There was a breeze, crisp but not chilled, toying with the layers of mane hanging over the Crow’s shoulders. It carried scents from the city beyond and from the forests and streams just out of reach - this world he had abandoned seemed to pay no mind to his absence. Raglan couldn’t decide if that should be a source of sorrow or relief. Pulled from his reverie, the blood colored stallion started at the sound of his name being called with the voice of a ghost. Blinking rapidly, he cast his opalescent gaze about and saw that the ghost was... most definitely not a ghost.
It took the young stag a moment to find his voice, the shock laying so heavily across his tongue that, for a moment, he wasn't quite sure he had ever possessed the ability to speak.
In the few beats of silence where Raglan searched for his voice, the Crow found himself moving toward the golden figure, expression stricken. “Bexley Briar? Bexley?” Heart squeezing almost painfully, the crimson stallion found himself before her, pupilless eyes devouring her face, her hair, her skin, her absolute and undeniable there-ness. His mouth flapped wordlessly for some time, face reminiscent of some great gaping fish before he was able to speak again, though his words sounded to him as if he were speaking from some great distance, “Who hurt you?”
It was only after the question was posed that Raglan realized that he was furious, that the scar lacing the mare’s face was not something that could be earned by anything other than violence. His words had lashed out of him, a series of sharp, angry things that felt almost foreign. The idea of someone laying the golden spitfire low both scared and infuriated the boy - for that was very much what he felt in that moment, a lonely and frightened boy - to no end.

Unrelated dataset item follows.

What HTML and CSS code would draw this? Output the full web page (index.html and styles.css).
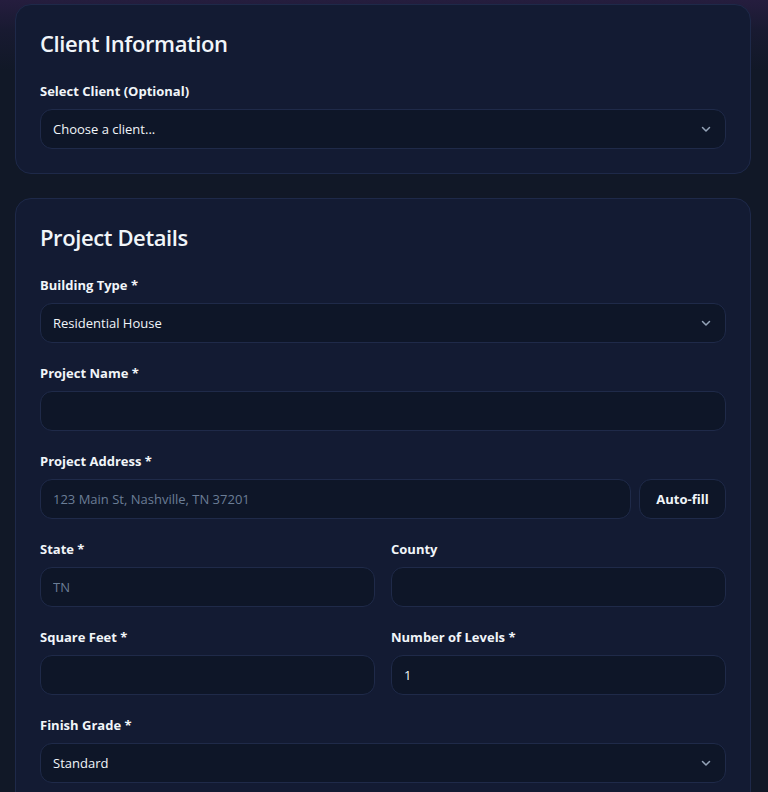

He blinked hard, breathed slow, and tried again, “It has been a... very long time. And I’m sorry that my irresistible charm seems to be more rusty than I realized.” A halfhearted smirk flitted over blackened lips and a tiny bit of shimmer returned to those opal eyes, “Either that or your presence is so breathtaking that I couldn’t bear the shock — how is it any nation is still standing in the face of your wit and beauty, Lady Briar?”